* [PROBLEM STATEMENT] Omit all images, then repeat exactly the lines below from the one containing "Write a component" through the one containing "const [selected, setSelected] = useState(3)", both ends included.

* [MATERIAL FOR THE TASK]
■ ■ ■ ■
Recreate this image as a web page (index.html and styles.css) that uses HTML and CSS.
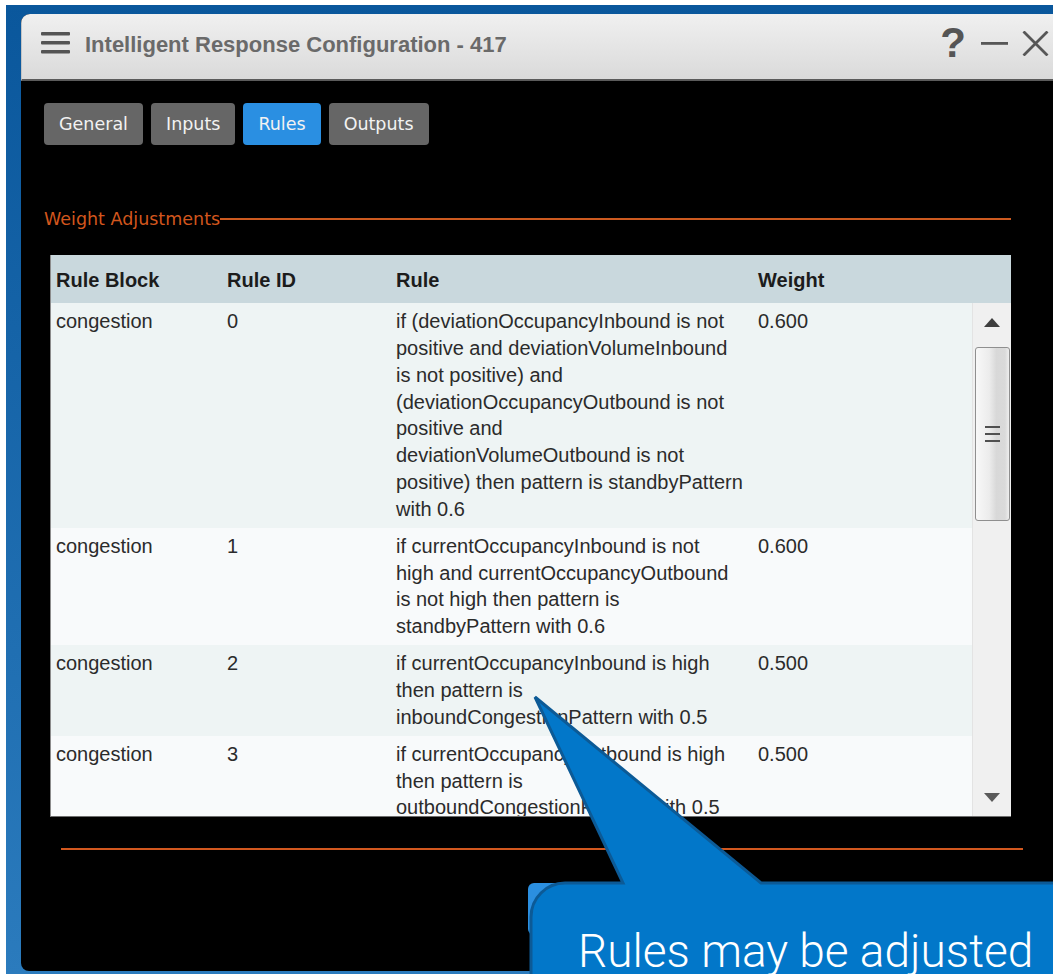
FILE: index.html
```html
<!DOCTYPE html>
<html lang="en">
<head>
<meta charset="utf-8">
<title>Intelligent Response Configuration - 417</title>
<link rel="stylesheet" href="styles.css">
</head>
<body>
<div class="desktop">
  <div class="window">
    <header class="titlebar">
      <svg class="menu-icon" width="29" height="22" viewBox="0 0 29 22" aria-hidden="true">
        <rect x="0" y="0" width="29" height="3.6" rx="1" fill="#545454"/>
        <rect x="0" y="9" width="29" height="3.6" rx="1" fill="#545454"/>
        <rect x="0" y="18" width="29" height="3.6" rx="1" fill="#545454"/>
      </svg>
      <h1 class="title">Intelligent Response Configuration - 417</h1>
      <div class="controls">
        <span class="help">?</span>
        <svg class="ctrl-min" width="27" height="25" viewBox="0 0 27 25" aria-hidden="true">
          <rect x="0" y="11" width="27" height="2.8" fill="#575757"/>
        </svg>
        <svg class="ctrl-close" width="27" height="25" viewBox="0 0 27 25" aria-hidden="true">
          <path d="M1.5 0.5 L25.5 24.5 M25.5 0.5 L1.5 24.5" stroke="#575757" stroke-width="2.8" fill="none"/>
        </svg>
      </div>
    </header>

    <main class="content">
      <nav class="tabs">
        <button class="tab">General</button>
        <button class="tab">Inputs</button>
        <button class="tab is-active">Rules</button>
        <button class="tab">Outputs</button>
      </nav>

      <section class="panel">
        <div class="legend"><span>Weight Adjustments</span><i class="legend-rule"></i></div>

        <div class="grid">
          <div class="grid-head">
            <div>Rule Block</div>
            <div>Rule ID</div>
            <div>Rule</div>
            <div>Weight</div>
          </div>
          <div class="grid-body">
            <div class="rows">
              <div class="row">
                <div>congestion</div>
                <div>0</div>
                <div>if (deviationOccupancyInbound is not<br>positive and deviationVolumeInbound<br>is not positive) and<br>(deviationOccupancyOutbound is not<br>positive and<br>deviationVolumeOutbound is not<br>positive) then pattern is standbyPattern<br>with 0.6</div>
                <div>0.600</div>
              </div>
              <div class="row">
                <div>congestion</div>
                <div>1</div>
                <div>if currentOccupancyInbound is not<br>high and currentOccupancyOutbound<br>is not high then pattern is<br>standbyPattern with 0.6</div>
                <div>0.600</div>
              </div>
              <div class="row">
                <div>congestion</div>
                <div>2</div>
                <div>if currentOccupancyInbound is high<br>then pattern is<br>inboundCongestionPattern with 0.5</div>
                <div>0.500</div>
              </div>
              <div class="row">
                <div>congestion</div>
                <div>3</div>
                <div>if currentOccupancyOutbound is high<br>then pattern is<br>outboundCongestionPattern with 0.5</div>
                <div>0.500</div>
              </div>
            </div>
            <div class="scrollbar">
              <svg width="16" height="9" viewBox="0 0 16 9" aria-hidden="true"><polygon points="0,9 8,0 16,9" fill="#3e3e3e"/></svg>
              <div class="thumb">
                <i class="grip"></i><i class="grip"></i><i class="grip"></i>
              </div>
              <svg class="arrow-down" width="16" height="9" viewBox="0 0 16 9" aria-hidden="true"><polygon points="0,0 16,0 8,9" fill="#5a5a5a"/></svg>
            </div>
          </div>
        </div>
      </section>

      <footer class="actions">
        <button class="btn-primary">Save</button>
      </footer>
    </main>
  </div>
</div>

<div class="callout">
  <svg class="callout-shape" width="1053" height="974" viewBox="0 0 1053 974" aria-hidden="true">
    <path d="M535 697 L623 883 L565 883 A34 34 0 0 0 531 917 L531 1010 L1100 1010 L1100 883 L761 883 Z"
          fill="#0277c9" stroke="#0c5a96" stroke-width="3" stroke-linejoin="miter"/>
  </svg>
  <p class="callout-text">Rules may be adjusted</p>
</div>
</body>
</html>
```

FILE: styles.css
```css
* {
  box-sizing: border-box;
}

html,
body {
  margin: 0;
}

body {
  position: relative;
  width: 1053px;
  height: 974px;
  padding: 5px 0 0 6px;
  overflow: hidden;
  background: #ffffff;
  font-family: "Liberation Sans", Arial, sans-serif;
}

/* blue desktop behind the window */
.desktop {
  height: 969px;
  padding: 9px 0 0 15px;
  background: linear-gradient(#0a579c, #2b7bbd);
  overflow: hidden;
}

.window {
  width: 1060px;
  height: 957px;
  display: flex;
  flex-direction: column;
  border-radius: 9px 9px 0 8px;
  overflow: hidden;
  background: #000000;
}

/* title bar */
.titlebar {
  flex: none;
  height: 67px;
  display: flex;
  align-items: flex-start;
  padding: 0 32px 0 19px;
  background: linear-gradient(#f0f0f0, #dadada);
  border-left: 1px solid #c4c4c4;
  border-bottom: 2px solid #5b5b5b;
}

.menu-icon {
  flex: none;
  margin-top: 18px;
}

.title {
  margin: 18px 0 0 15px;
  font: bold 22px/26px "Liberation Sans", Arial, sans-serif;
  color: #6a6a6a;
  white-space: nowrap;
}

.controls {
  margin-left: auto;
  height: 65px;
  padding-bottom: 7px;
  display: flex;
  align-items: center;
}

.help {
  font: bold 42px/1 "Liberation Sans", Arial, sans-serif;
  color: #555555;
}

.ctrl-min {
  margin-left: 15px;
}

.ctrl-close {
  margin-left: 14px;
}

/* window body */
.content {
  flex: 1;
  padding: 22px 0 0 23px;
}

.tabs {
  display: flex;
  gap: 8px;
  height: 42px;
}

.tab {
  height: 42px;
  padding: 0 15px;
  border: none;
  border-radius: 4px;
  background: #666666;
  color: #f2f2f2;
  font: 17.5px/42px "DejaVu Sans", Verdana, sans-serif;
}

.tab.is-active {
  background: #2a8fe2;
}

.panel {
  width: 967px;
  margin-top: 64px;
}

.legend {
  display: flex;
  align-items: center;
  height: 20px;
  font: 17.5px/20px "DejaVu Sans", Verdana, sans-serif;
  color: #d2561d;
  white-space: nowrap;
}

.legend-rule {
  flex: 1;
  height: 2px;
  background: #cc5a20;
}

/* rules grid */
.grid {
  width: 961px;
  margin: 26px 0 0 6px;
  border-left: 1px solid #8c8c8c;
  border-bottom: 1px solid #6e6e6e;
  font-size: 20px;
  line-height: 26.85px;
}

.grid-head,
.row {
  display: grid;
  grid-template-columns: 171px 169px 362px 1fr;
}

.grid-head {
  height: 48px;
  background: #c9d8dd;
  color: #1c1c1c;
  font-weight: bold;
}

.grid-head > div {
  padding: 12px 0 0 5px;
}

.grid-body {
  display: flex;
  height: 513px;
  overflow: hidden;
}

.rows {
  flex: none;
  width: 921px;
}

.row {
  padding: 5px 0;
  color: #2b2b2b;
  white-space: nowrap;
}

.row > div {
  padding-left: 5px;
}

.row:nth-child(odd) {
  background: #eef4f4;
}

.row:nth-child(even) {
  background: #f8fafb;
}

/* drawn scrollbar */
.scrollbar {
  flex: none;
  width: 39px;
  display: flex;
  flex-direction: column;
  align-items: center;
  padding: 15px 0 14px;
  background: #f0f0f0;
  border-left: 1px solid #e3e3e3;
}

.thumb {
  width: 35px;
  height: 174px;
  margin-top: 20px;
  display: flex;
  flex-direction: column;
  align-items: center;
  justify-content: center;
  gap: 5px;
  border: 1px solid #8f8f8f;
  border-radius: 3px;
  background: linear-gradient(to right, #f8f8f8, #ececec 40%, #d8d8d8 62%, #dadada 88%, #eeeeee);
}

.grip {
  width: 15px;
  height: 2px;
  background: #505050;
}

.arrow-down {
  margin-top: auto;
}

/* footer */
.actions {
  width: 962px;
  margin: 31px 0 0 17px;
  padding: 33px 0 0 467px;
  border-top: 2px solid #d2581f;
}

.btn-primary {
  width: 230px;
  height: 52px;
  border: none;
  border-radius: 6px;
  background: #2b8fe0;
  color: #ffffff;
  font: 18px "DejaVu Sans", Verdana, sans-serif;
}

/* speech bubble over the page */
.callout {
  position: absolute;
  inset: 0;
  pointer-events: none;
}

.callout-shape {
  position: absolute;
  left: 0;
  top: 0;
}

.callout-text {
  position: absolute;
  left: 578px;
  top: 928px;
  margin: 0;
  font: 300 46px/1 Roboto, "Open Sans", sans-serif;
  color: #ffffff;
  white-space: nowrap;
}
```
■ ■ ■ ■
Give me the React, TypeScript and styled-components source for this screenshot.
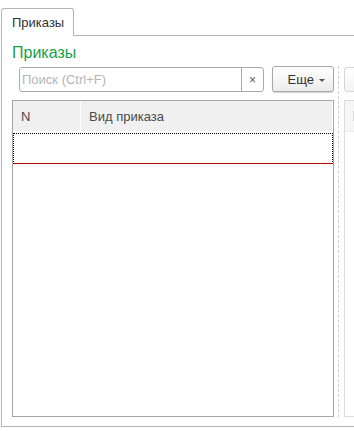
■ ■ ■ ■
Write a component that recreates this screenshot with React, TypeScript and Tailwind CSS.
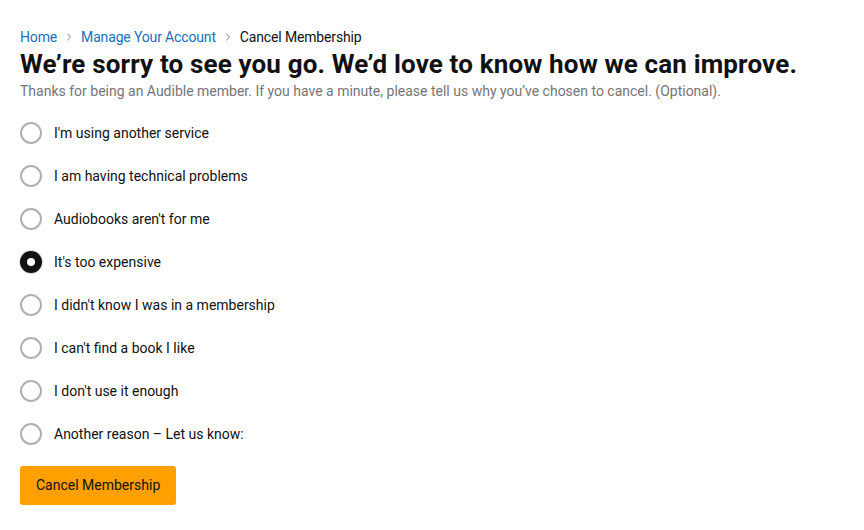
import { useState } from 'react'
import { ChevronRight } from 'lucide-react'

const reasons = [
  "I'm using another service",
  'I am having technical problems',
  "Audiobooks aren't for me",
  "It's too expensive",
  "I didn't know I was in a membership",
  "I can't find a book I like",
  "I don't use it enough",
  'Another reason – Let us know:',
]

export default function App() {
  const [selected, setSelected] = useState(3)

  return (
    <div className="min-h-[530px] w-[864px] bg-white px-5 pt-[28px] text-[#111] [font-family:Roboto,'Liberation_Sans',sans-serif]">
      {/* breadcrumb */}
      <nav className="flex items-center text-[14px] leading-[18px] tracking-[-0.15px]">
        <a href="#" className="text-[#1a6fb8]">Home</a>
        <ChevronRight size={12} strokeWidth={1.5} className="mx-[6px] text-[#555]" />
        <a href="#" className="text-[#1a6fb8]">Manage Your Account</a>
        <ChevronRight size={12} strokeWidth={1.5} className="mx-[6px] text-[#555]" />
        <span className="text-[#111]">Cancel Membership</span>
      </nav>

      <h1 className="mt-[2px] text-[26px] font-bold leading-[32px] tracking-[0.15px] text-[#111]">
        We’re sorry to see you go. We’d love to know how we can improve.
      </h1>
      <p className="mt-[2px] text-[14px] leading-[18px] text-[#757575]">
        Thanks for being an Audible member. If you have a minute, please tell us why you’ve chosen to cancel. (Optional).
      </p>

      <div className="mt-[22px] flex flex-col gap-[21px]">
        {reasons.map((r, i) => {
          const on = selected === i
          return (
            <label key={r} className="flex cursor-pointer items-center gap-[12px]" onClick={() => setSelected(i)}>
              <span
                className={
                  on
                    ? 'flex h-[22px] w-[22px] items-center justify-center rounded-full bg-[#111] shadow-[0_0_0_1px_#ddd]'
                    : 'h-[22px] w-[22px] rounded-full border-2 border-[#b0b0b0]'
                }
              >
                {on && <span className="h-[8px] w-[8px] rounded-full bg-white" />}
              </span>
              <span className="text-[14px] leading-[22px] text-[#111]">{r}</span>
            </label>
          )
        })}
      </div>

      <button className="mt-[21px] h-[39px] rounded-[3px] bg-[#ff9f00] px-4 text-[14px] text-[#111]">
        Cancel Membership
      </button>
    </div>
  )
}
■ ■ ■ ■
* [EXERCISE OUTPUT]
Write a component that recreates this screenshot with React, TypeScript and Tailwind CSS.
import { useState } from 'react'
import { ChevronRight } from 'lucide-react'

const reasons = [
  "I'm using another service",
  'I am having technical problems',
  "Audiobooks aren't for me",
  "It's too expensive",
  "I didn't know I was in a membership",
  "I can't find a book I like",
  "I don't use it enough",
  'Another reason – Let us know:',
]

export default function App() {
  const [selected, setSelected] = useState(3)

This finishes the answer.